Iran Regime Will Lose Its Internal and External Equilibrium, Approaching Overthrow
- Sunday, 08 January 2017 22:11
Iranian Opposition Hopeful Rafsanjani’s Death Will Hasten Regime’s End
Iranian President Hashemi Rafsanjani, who died Sunday aged 82, was linked in the latter years of his life “reformists” including current President Hasan Rouhani, but during his long career he was associated with some of the regime’s most controversial actions, including mass-casualty terror attacks and the assassinations of exiled dissidents, wrote Patrick Goodenough for cnsnews.com on January 8. The following is a part of this article.
Iranian media reported that Rafsanjani died in at Tehran's Shohada Hospital after a heart attack. Rouhani was seen visiting the hospital shortly before the news broke.
Rafsanjani played an outsized political and religious role in the life of the Islamic republic, serving as president from 1989-1997 (after a stint as parliamentary speaker), but also heading two of the regime’s most important institutions – the Assembly of Experts, an 88-member body of top religious scholars which nominates the supreme leader; and the Expediency Council, a body that advises the supreme leader.
He sought a return to the presidency in 2005, narrowly winning a six-way first round but losing in a runoff to “hardliner” Mahmoud Ahmadinejad. Rafsanjani become one of Ahmadinejad’s sharpest critics.
Over the last decade of his life he was often portrayed as a “pragmatist” or “moderate,” and the so-called “Rafsanjani-Rouhani bloc” backed reformers in elections last February for parliament and the Assembly of Experts. (Reformers made gains although hardliners continue to dominate both.)
With Rouhani running for another presidential term in elections in May this year, the loss of the influential Rafsanjani will be seen as a setback to the incumbent.
For the exiled National Council of Resistance of Iran (NCRI), however, Rafsanjani’s death spells the removal of a pillar of a regime which it hopes to see defeated altogether.
NCRI leader Maryam Rajavi described his death as the collapse of “one of the two pillars and key to the equilibrium of the religious fascism ruling Iran.”
“Rafsanjani, who had always been the regime's number two, acted as its balancing factor and played a decisive role in its preservation.
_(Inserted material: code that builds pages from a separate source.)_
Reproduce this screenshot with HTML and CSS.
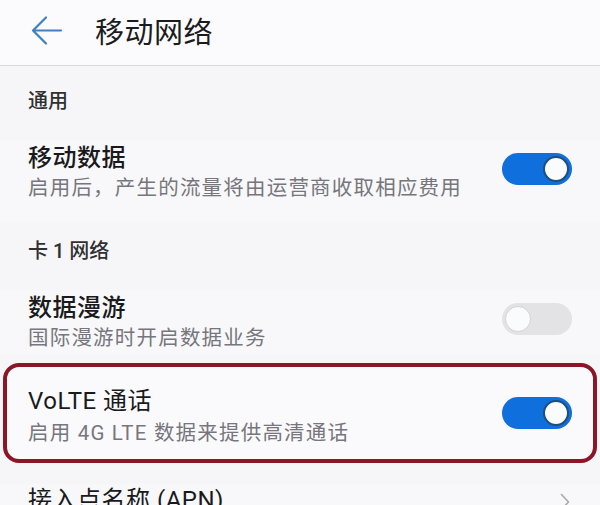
FILE: index.html
```html
<!DOCTYPE html>
<html lang="zh-CN">
<head>
<meta charset="utf-8">
<title>移动网络</title>
<link rel="stylesheet" href="styles.css">
</head>
<body>
<header class="header">
  <svg class="back" width="32" height="32" viewBox="0 0 32 32" aria-hidden="true">
    <path d="M30 15.5H2.5M15 2.5L2 15.5L15 28.5" fill="none" stroke="#3f7fc4" stroke-width="2.2" stroke-linecap="round" stroke-linejoin="round"/>
  </svg>
  <h1 class="title">移动网络</h1>
</header>
<main class="list">
  <div class="label label-first">通用</div>
  <div class="item item-first">
    <div class="texts">
      <div class="item-title">移动数据</div>
      <div class="item-sub">启用后，产生的流量将由运营商收取相应费用</div>
    </div>
    <span class="toggle on"><span class="knob"></span></span>
  </div>
  <div class="label label-second">卡 1 网络</div>
  <div class="item">
    <div class="texts">
      <div class="item-title">数据漫游</div>
      <div class="item-sub">国际漫游时开启数据业务</div>
    </div>
    <span class="toggle off"><span class="knob"></span></span>
  </div>
  <div class="item highlight">
    <div class="texts">
      <div class="item-title latin">VoLTE 通话</div>
      <div class="item-sub">启用 4G LTE 数据来提供高清通话</div>
    </div>
    <span class="toggle on"><span class="knob"></span></span>
  </div>
  <div class="item apn">
    <div class="item-title latin">接入点名称 (APN)</div>
    <svg class="chev" width="10" height="18" viewBox="0 0 10 18" aria-hidden="true">
      <path d="M1.5 1.5L8.5 9L1.5 16.5" fill="none" stroke="#a9a9ad" stroke-width="1.6" stroke-linecap="round" stroke-linejoin="round"/>
    </svg>
  </div>
</main>
</body>
</html>
```
FILE: styles.css
```css
html, body {
  margin: 0;
  padding: 0;
}
body {
  width: 600px;
  height: 505px;
  overflow: hidden;
  background: #f6f6f8;
  font-family: Roboto, "Noto Sans CJK SC", sans-serif;
  color: #1b1b1d;
}
.header {
  height: 66px;
  box-sizing: border-box;
  background: #fbfbfd;
  border-bottom: 1px solid #d9d9dc;
  display: flex;
  align-items: center;
  padding-left: 31px;
}
.back {
  display: block;
  margin-top: -4px;
}
.title {
  margin: 0 0 0 32px;
  font-size: 29px;
  font-weight: 400;
  letter-spacing: 0.5px;
  line-height: 40px;
  margin-top: -6px;
  color: #1c1c1e;
  font-family: "Noto Sans CJK SC", sans-serif;
}
.list {
  display: flex;
  flex-direction: column;
}
.label {
  font-family: Roboto, "Noto Sans CJK SC", sans-serif;
  font-size: 20px;
  font-weight: 500;
  line-height: 28px;
  color: #303033;
  padding: 0 28px;
}
.label-first {
  padding-top: 21px;
  padding-bottom: 25px;
}
.label-second {
  padding-top: 15px;
  padding-bottom: 25px;
}
.item {
  display: flex;
  align-items: flex-start;
  justify-content: space-between;
  padding: 0 28px;
  background: #f8f8fa;
}
.item-first {
  padding-bottom: 18px;
}
.texts {
  display: flex;
  flex-direction: column;
}
.item-title {
  font-family: "Noto Sans CJK SC", sans-serif;
  font-size: 24px;
  font-weight: 500;
  line-height: 32px;
  letter-spacing: 0.5px;
  color: #1a1a1c;
}
.item-title.latin {
  font-family: Roboto, "Noto Sans CJK SC", sans-serif;
  font-weight: 400;
}
.item-sub {
  font-family: Roboto, "Noto Sans CJK SC", sans-serif;
  font-size: 20.5px;
  line-height: 32px;
  letter-spacing: 1.2px;
  color: #76767c;
}
.toggle {
  position: relative;
  width: 70px;
  height: 32px;
  border-radius: 16px;
  margin-top: 13px;
  flex: none;
  box-sizing: border-box;
}
.toggle.on {
  background: #0f6fdd;
}
.toggle.off {
  background: #e3e3e6;
}
.knob {
  position: absolute;
  top: 3px;
  width: 26px;
  height: 26px;
  border-radius: 50%;
  background: #f9fbfd;
  box-sizing: border-box;
}
.toggle.on .knob {
  right: 3px;
  border: 2px solid #1f4f78;
}
.toggle.off .knob {
  left: 3px;
  border: 1px solid #d4d4d8;
}
.highlight {
  margin: 9px 3px 0;
  border: 4px solid #8c1626;
  border-radius: 16px;
  padding: 18px 21px 10px;
  background: #fafafc;
}
.highlight .toggle {
  margin-top: 12px;
}
.apn {
  margin-top: 21px;
  align-items: center;
  padding-right: 30px;
}
.chev {
  display: block;
  margin-top: 4px;
}
```
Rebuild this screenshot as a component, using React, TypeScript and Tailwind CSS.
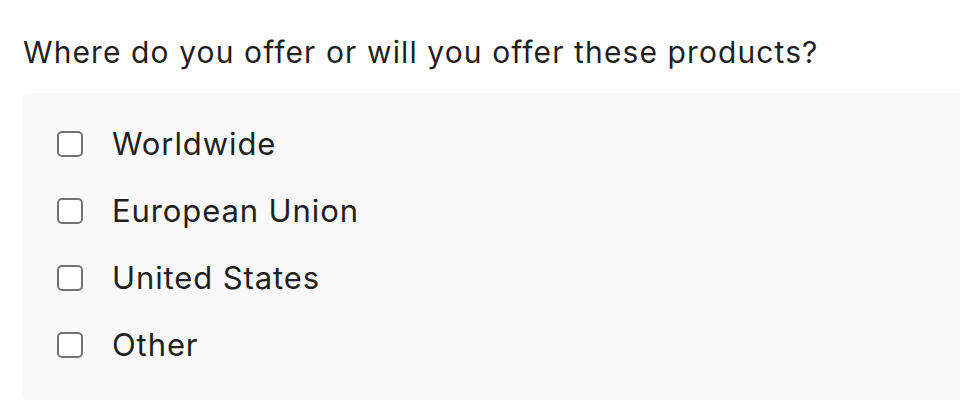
import React from 'react';

const options = ['Worldwide', 'European Union', 'United States', 'Other'];

export default function App() {
    return (
        <div className="w-[960px] h-[408px] overflow-hidden bg-white font-['Inter',sans-serif] text-[#1f1f1f]">
            <h1 className="pt-[32px] pl-[23px] text-[30px] leading-[40px] tracking-[1.1px] font-normal whitespace-nowrap">
                Where do you offer or will you offer these products?
            </h1>
            <div className="ml-[22px] mt-[21px] w-[960px] rounded-[6px] bg-[#f9f9f9] pt-[31px] pb-[35px] pl-[35px]">
                <ul className="flex flex-col gap-[27px]">
                    {options.map((label) => (
                        <li key={label} className="flex items-center h-[40px]">
                            <span className="w-[26px] h-[26px] rounded-[5px] border-2 border-[#737373] bg-white shrink-0"></span>
                            <span className="ml-[29px] text-[31px] leading-[40px] tracking-[0.9px]">{label}</span>
                        </li>
                    ))}
                </ul>
            </div>
        </div>
    );
}
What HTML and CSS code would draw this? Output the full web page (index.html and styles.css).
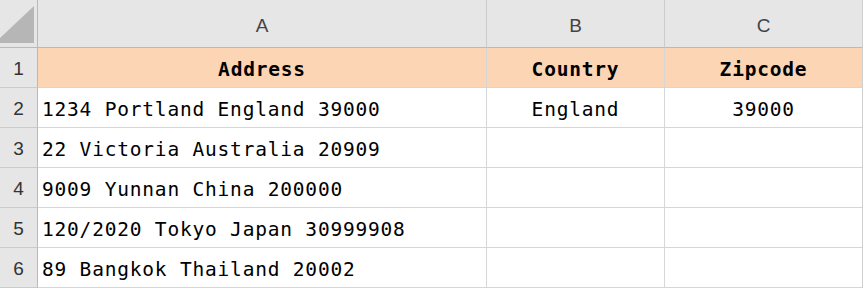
FILE: index.html
```html
<!DOCTYPE html>
<html>
<head>
<meta charset="utf-8">
<link rel="stylesheet" href="styles.css">
</head>
<body>
<div class="sheet">
  <div class="corner"><svg class="tri" width="37" height="47" viewBox="0 0 37 47"><polygon points="34,6 34,43 0,43 0,38" fill="#b6b6b6"/></svg></div>
  <div class="colhead">A</div>
  <div class="colhead">B</div>
  <div class="colhead last">C</div>

  <div class="rowhead">1</div>
  <div class="cell title center">Address</div>
  <div class="cell title center">Country</div>
  <div class="cell title center last">Zipcode</div>

  <div class="rowhead">2</div>
  <div class="cell">1234 Portland England 39000</div>
  <div class="cell center">England</div>
  <div class="cell center last">39000</div>

  <div class="rowhead">3</div>
  <div class="cell">22 Victoria Australia 20909</div>
  <div class="cell"></div>
  <div class="cell last"></div>

  <div class="rowhead">4</div>
  <div class="cell">9009 Yunnan China 200000</div>
  <div class="cell"></div>
  <div class="cell last"></div>

  <div class="rowhead">5</div>
  <div class="cell">120/2020 Tokyo Japan 30999908</div>
  <div class="cell"></div>
  <div class="cell last"></div>

  <div class="rowhead">6</div>
  <div class="cell">89 Bangkok Thailand 20002</div>
  <div class="cell"></div>
  <div class="cell last"></div>
</div>
</body>
</html>
```
FILE: styles.css
```css
html, body {
  margin: 0;
  padding: 0;
  background: #ffffff;
}
.sheet {
  display: grid;
  grid-template-columns: 38px 449px 178px 198px;
  grid-template-rows: 48px repeat(6, 40px);
  width: 863px;
}
.sheet > div {
  box-sizing: border-box;
}
.corner {
  background: #e6e6e6;
  border-right: 1px solid #b9b9b9;
  border-bottom: 1px solid #b9b9b9;
  position: relative;
  overflow: hidden;
}
.tri {
  display: block;
}
.colhead {
  background: #e6e6e6;
  border-right: 1px solid #cbcbcb;
  border-bottom: 1px solid #b9b9b9;
  display: flex;
  align-items: center;
  justify-content: center;
  font-family: "Liberation Sans", Arial, sans-serif;
  font-size: 19px;
  color: #444444;
  padding-top: 4px;
}
.rowhead {
  background: #e6e6e6;
  border-right: 1px solid #b9b9b9;
  border-bottom: 1px solid #cbcbcb;
  display: flex;
  align-items: center;
  justify-content: center;
  font-family: "Liberation Sans", Arial, sans-serif;
  font-size: 19px;
  color: #333333;
  padding-top: 2px;
}
.cell {
  border-right: 1px solid #d6d6d6;
  border-bottom: 1px solid #d6d6d6;
  display: flex;
  align-items: center;
  padding-left: 4px;
  padding-top: 3px;
  font-family: "DejaVu Sans Mono", monospace;
  font-size: 19.5px;
  letter-spacing: 0.8px;
  color: #000000;
  white-space: nowrap;
}
.cell.center {
  justify-content: center;
  padding-left: 0;
}
.cell.title {
  background: #fcd5b4;
  font-weight: bold;
  color: #000000;
}
.last {
  border-right-color: #cfcfcf;
}
```
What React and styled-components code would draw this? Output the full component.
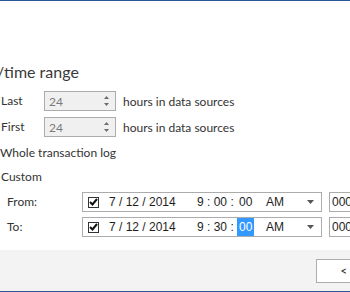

Now, the regime will lose its internal and external equilibrium,” she said in a statement that also referred to the “approaching overthrow” of the clerical regime.
Rajavi said Rafsanjani had over the 38 years since the Iranian revolution “played a critical role in suppression at home and export of terrorism abroad as well as in the quest to acquire nuclear weapons.”
In 2006, Rafsanjani was implicated by Argentinian investigators in one of the deadliest instances of Iranian terrorism abroad – a 1994 suicide truck bombing of the AMIA Jewish community center in Buenos Aires, in which 85 people were killed.
The investigators accused Iran of instructing its Lebanese proxy, Hezbollah, to carry out the bombing. They issued arrest warrants for Rafsanjani, seven other senior Iranians, and a Lebanese national, Hezbollah terrorist chief Imad Mughniyah.
At Argentina’s request, Interpol then issued red notices – the organization’s equivalent of arrest warrants – for five of the Iranians and Mughniyah. On legal advice, however, Interpol declined to issue red notices for Rafsanjani and two others named – former foreign minister Ali Akbar Velayati, and Iran’s ambassador to Argentina at the time of the bombing, Hadi Soleimanpour. They remain wanted by Argentina.
Rafsanjani was also accused of ordering while president the killings of prominent dissidents abroad, including the assassination in 1992 of four Iranian Kurdish dissidents in a Berlin restaurant called Mykonos.
A German court in 1997 ruled that the Iranian regime was directly responsible for the Mykonos killings, a finding which the State Department said at the time provided further proof that Iran was a terrorist state.